Vaterfreuden bei den Stürmern
Sechs Wochen lang besuchte er einen Psychologen, liess sich auch von einem Hirnspezialisten untersuchen und begann mit Meditation. Bis sich die Beschwerden wie mit einem Fingerschnipp in Luft auflösten. Heute sagt Bärtschi: «Du selbst entscheidest, wie du dich fühlst.» Der Stürmer spricht offen über die vergangenen Probleme, lächelt. Was sind im Vergleich dazu schon ein paar Tore mehr oder weniger?

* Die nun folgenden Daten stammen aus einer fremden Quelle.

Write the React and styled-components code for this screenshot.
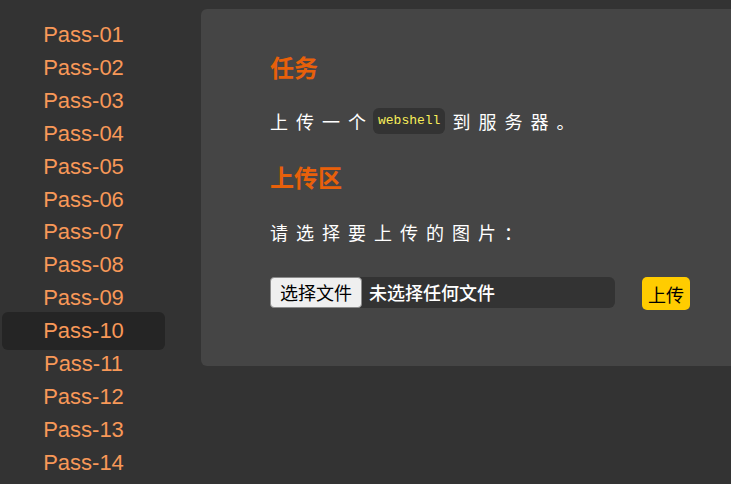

«Manchmal triffst du und weisst nicht, weshalb. Manchmal kommst du gar nicht in die Position, um dein Talent, deine Skills zeigen zu können. Und manchmal spielen wir als ganze Mannschaft schlecht, und du kannst dich als Individuum gar nicht auszeichnen», sinniert Vermin.
Bärtschi wurde im Dezember zum zweiten Mal Vater, Vermin im letzten Juni zum ersten Mal. «Sobald ich zu Hause den Schlüssel ins Türschloss stecke, bin ich nur noch Papa», sagt Bärtschi. «Den Kindern ist es egal, ob du gut oder schlecht spielst», ergänzt Vermin. Der WM-Silberheld von 2018, der ein Betriebswirtschaftsstudium abgeschlossen hat und nun den Master in IT und Digitalisierung in Angriff nehmen will, ist sich sicher: «In schlechten Zeiten wächst man.»
Schlechte Zeiten? Sie sollen beim SCB endlich der Vergangenheit angehören. Es soll aufwärtsgehen. Auch für die beiden Stürmer.